Despite becoming the first female director to receive the 2019 pioneer of the year award from the Will Rogers Motion Picture Pioneers Foundation, “Charlie’s Angels” helmer Elizabeth Banks told Variety that directing wasn’t necessarily always her goal.

“It was something that I dabbled in and something that I did in college and over time, I really became more and more interested in doing it.” Banks said at the Foundation’s annual dinner on Wednesday night at the Beverly Hilton. “It was about five or six years ago now that I really started thinking seriously about it and thinking about the legacy that I could leave in this business if I got to tell stories in my way, basically.”

Banks, who made her feature directorial debut in 2015 with Universal’s smash hit “Pitch Perfect 2,” said she’s heartened by the strides made by female filmmakers in Hollywood over the past few years.

“I think that hopefully it’s just going in waves,” Banks told Variety. “Obviously, I wish the numbers were 50/50 and I wish that 50% of movies were directed by women and I wish that there was equality for women across all fields, but I also see a lot of improvement. I also see most importantly, a lot of conversation about it and a lot of awareness about it, in a way that has never happened before and that’s encouraging.”

Though the latest addition to the internationally beloved “Charlie’s Angels” franchise has created a lot of hype and expectation, Banks said she isn’t yet signed on for a follow-up movie. “Everybody needs to go see ‘Charlie’s Angels’ on November 15 and then maybe we can talk about a sequel,” Banks said.

Banks’ “Angels” trio, Kristen Stewart, Naomi Scott and Ella Balinska, was on hand to present their director with her award. Stewart told Variety that the shift toward gender parity in the entertainment industry was long overdue, though she’s excited for the future.

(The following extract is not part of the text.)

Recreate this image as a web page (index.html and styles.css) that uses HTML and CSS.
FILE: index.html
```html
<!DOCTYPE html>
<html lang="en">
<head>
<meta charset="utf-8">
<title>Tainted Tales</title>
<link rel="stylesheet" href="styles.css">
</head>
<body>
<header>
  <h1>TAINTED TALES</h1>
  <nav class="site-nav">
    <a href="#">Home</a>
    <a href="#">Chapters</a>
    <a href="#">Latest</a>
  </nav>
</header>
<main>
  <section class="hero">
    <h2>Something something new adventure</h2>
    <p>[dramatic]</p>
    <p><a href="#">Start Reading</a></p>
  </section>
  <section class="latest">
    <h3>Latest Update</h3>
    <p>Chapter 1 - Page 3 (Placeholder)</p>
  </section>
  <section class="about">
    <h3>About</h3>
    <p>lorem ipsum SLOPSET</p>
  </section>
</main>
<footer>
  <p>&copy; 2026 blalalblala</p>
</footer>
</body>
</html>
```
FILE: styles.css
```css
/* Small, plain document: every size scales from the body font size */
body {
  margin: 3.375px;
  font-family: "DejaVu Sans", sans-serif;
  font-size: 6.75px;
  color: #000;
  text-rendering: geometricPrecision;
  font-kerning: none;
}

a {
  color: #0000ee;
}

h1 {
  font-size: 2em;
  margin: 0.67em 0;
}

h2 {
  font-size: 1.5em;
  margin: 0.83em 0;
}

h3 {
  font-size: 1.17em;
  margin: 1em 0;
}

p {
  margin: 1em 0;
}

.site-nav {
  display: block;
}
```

“I don’t know why coincidentally everyone realized we can just look to our left and to our right and hold each other’s hands and say, ‘Now maybe we demand to be listened to,’ because it really could have happened at any point,“ Stewart said. “It was that we all started talking to each other. To be honest, I can’t wait to see the untold stories that are going to surface that have been submerged for a really long time. As soon as you activate a group of people and say, ‘Hey, you know what, you matter and we want to hear what you have to say,’ storytelling is going to change drastically, and it already has a little bit. I think Liz is on the forefront of that and I’m so happy to be on her side as well.”

Stewart, who announced last year that she would be making her feature directorial debut with an adaptation of the 2011 memoir “The Chronology of Water,” confirmed that the project will begin production in 2020. “Yes, I’m going to be directing next year,” she said.

Stewart’s fellow “Angel” Balinska lauded Banks for her multi-tasking ability — as Banks also produced, wrote and starred in the upcoming reboot. “There was a moment when we were in the Townsend Agency and she was literally on set writing, producing and starring at the same time,” Balinska recalled. “She sat down with us. She had the monitor quite literally in the scene and it was on her lap whilst being present in the scene and also being able to be active as a director which if that doesn’t say pioneer, I don’t know what else does.”